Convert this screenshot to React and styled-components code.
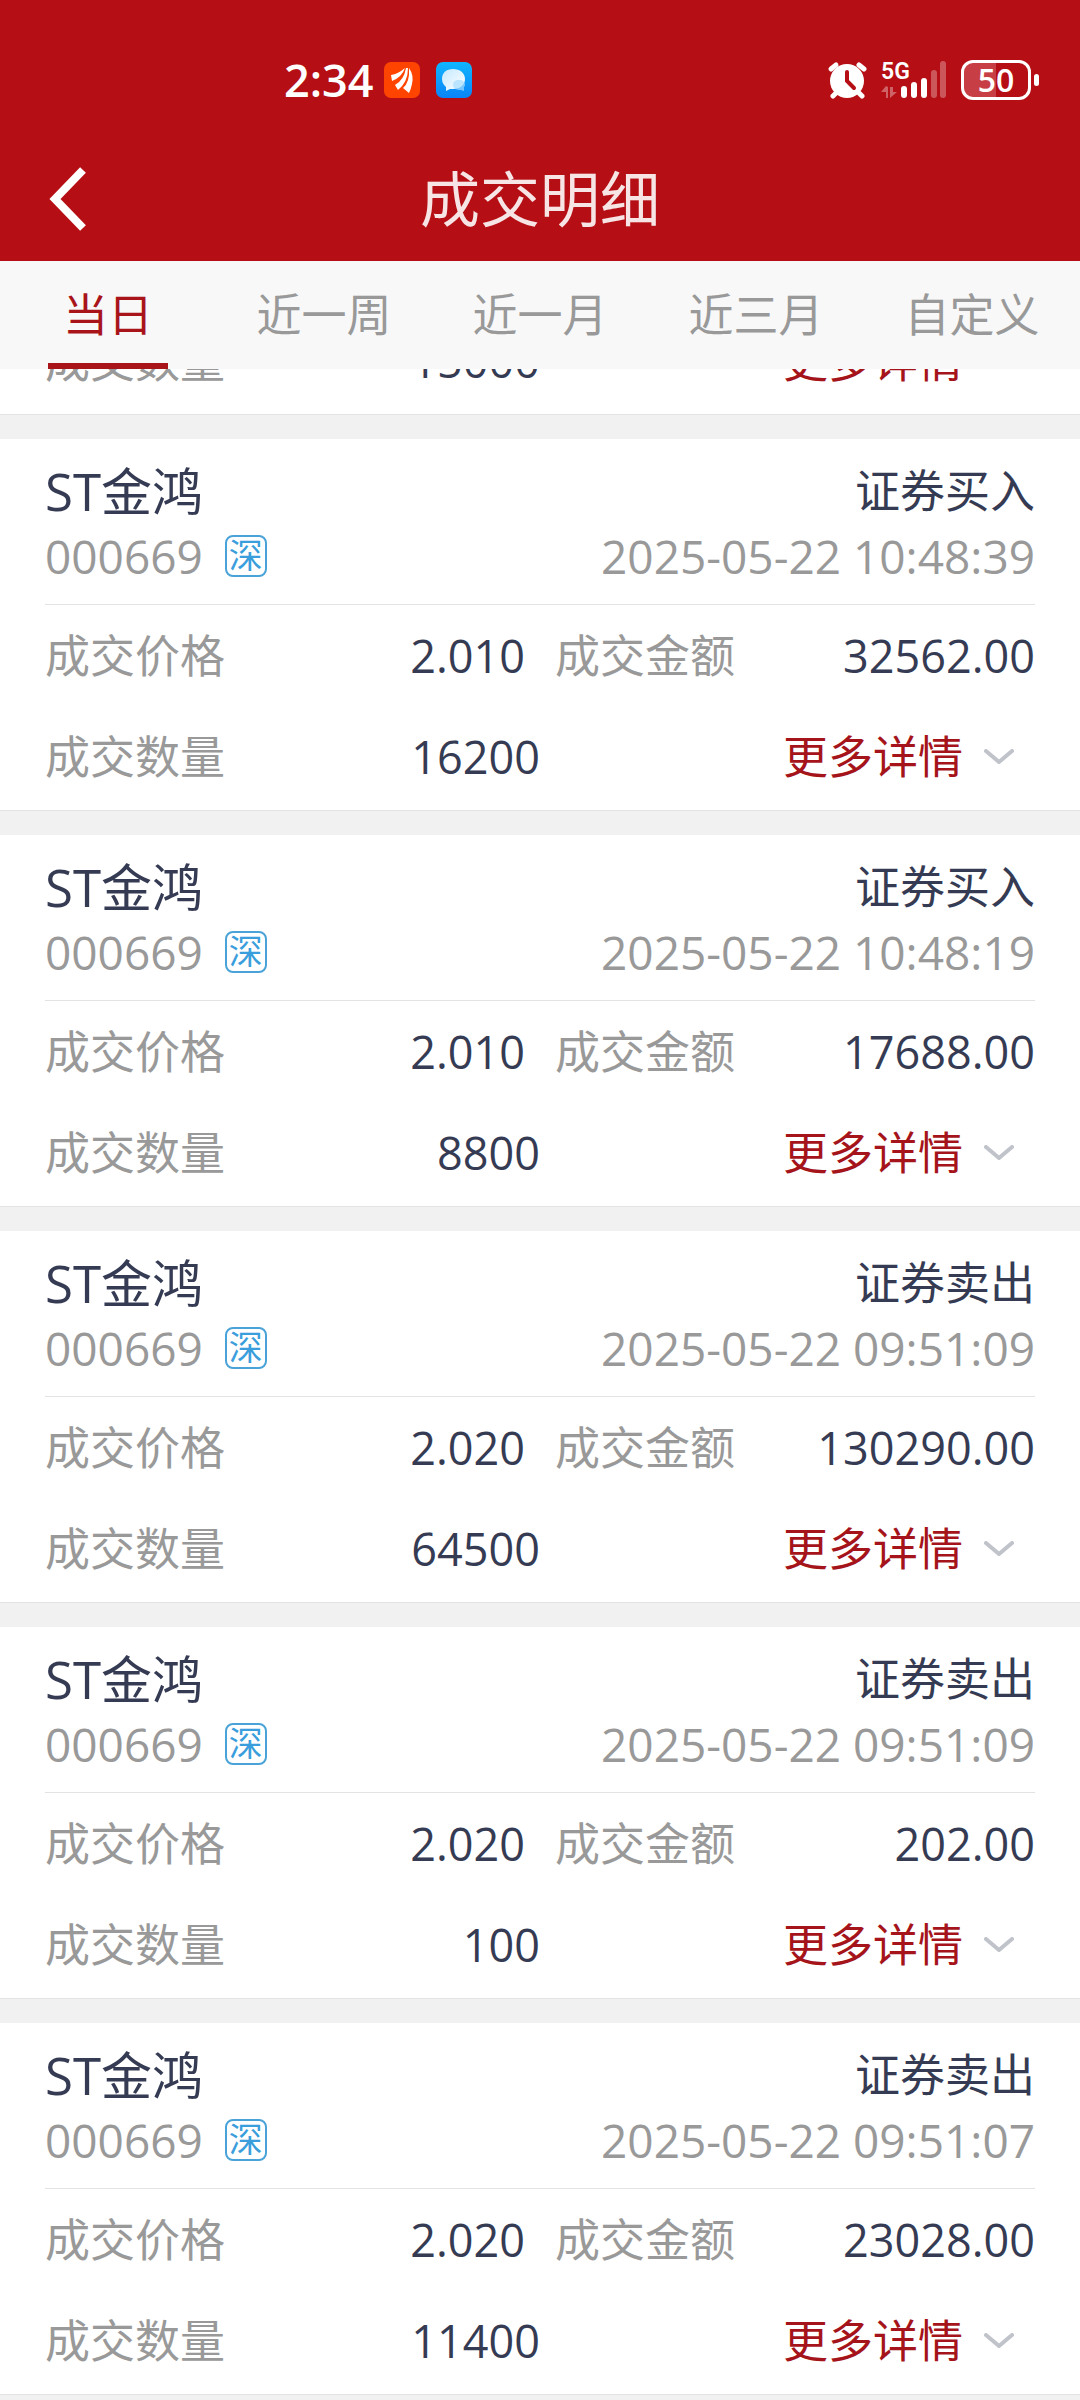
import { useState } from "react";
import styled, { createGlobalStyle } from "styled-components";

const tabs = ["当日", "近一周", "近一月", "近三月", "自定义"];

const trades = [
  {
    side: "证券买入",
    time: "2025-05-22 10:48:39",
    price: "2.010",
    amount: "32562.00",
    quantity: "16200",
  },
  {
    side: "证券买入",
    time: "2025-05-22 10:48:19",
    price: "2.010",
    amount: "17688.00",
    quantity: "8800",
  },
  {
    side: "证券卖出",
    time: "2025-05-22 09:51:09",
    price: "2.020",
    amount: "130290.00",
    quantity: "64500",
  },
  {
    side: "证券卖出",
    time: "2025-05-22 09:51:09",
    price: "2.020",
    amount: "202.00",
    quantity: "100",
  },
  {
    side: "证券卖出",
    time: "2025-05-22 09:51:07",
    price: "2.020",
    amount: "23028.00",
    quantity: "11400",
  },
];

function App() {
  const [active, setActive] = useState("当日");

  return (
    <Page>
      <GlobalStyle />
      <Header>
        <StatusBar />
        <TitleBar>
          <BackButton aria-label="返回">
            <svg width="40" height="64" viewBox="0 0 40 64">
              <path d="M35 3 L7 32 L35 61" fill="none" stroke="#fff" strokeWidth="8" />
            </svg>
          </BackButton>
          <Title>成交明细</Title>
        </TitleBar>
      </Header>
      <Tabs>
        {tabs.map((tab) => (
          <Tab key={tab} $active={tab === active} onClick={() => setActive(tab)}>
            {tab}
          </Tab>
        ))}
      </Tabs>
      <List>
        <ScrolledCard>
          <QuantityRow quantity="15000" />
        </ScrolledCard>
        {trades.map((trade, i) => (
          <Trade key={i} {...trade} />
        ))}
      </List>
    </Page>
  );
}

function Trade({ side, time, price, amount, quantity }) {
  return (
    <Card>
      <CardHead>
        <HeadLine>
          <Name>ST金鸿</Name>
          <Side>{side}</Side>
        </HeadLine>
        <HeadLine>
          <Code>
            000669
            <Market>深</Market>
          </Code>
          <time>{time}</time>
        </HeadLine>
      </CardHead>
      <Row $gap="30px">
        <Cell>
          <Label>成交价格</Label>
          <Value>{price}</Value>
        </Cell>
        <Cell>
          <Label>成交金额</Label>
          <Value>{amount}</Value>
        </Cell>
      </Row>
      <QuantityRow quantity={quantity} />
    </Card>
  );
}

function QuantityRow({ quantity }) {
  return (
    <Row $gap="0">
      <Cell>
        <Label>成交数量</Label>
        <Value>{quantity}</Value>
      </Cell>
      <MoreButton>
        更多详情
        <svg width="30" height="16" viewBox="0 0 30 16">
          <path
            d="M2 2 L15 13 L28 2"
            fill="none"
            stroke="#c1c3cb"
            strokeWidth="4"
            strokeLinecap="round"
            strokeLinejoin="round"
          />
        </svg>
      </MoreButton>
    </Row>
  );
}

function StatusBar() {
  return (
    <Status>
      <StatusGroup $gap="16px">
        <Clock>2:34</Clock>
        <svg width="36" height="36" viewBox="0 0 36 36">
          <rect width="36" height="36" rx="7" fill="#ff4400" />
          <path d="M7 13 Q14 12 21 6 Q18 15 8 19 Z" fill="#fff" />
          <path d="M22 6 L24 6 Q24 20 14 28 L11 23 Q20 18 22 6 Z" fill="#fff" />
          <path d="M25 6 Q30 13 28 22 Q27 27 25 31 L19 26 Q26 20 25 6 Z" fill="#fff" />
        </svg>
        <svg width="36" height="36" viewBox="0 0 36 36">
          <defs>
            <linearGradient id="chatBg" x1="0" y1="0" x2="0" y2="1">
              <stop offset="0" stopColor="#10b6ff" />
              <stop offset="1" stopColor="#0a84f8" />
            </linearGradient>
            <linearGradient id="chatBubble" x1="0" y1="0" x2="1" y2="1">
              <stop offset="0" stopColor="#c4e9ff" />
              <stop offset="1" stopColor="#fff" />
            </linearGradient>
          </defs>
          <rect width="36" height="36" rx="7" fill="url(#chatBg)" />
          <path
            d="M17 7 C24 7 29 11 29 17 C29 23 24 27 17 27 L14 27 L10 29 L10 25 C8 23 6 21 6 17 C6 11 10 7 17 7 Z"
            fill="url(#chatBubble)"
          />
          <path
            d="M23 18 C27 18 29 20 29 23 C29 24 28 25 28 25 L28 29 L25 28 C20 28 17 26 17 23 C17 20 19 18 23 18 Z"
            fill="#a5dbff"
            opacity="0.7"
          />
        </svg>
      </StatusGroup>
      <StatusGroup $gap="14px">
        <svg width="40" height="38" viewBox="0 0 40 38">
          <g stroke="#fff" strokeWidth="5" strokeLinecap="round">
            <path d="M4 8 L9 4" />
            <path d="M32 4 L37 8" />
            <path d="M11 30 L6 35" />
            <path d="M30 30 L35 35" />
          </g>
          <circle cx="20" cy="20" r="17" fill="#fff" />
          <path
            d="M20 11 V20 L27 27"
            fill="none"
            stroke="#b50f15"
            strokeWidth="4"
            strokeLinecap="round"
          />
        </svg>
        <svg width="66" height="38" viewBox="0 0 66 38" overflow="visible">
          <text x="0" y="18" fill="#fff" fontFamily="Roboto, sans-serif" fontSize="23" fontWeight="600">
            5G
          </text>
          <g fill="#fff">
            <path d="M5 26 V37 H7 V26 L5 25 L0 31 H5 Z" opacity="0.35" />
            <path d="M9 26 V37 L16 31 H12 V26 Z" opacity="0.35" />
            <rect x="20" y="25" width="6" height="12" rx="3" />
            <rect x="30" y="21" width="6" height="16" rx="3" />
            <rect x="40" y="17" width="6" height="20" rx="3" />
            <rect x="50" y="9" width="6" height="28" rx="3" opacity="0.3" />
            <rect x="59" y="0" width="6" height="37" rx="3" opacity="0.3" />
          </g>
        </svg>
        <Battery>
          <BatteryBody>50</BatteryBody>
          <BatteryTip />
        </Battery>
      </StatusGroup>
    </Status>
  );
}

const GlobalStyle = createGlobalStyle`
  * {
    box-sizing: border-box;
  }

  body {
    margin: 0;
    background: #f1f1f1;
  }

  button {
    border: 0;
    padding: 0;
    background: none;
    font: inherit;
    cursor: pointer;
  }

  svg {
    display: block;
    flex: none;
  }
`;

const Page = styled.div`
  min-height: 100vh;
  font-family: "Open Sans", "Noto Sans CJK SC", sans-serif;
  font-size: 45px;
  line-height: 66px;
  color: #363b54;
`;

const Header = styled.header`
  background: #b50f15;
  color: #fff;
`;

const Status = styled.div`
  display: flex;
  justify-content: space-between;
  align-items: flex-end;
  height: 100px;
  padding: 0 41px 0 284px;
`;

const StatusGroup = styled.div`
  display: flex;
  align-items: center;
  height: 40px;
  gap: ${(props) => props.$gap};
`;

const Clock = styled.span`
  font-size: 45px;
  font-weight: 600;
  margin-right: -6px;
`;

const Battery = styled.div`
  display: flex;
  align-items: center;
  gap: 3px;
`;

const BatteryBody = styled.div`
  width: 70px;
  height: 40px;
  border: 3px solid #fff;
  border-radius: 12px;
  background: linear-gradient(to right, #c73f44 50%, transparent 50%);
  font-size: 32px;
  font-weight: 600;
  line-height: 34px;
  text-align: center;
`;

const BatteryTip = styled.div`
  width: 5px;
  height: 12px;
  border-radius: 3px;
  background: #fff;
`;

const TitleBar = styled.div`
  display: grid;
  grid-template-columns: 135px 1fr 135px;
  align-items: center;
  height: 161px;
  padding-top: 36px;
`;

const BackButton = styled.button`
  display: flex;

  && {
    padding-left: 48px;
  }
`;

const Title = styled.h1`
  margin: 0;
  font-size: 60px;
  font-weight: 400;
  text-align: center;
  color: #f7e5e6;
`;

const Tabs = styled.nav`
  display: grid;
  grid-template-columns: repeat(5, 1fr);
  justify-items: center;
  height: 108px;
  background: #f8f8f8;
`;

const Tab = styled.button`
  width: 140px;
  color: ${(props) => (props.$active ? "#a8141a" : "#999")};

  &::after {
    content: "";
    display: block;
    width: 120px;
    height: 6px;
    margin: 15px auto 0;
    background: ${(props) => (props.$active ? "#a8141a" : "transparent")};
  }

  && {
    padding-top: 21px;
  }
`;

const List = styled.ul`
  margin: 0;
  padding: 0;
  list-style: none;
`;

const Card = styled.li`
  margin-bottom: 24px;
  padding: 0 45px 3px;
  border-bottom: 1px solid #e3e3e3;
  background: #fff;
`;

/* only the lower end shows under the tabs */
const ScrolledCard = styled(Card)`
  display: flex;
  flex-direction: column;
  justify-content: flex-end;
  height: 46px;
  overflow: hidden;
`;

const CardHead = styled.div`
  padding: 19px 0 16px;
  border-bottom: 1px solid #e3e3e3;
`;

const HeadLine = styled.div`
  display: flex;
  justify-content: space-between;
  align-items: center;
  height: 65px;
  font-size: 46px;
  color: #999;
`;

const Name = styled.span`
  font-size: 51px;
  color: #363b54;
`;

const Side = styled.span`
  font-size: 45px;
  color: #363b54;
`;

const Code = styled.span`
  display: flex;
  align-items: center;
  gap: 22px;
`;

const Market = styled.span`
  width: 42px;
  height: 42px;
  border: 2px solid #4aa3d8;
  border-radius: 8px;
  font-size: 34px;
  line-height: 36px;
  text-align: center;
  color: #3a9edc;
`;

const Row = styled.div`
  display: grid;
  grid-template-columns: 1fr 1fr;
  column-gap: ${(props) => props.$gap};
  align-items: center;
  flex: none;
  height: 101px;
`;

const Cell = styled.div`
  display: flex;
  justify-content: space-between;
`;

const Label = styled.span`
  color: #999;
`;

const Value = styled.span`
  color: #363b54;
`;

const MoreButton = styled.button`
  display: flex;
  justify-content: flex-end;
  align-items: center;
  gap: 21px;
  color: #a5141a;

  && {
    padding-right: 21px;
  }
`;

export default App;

■ ■ ■ ■ ■

AIM:
Repeat only the lines between the start of the data and the line with "const [active, setActive]", including those two lines, and skip the pictures.

OUTPUT FOR THIS TASK:
Convert this screenshot to React and styled-components code.
import { useState } from "react";
import styled, { createGlobalStyle } from "styled-components";

const tabs = ["当日", "近一周", "近一月", "近三月", "自定义"];

const trades = [
  {
    side: "证券买入",
    time: "2025-05-22 10:48:39",
    price: "2.010",
    amount: "32562.00",
    quantity: "16200",
  },
  {
    side: "证券买入",
    time: "2025-05-22 10:48:19",
    price: "2.010",
    amount: "17688.00",
    quantity: "8800",
  },
  {
    side: "证券卖出",
    time: "2025-05-22 09:51:09",
    price: "2.020",
    amount: "130290.00",
    quantity: "64500",
  },
  {
    side: "证券卖出",
    time: "2025-05-22 09:51:09",
    price: "2.020",
    amount: "202.00",
    quantity: "100",
  },
  {
    side: "证券卖出",
    time: "2025-05-22 09:51:07",
    price: "2.020",
    amount: "23028.00",
    quantity: "11400",
  },
];

function App() {
  const [active, setActive] = useState("当日");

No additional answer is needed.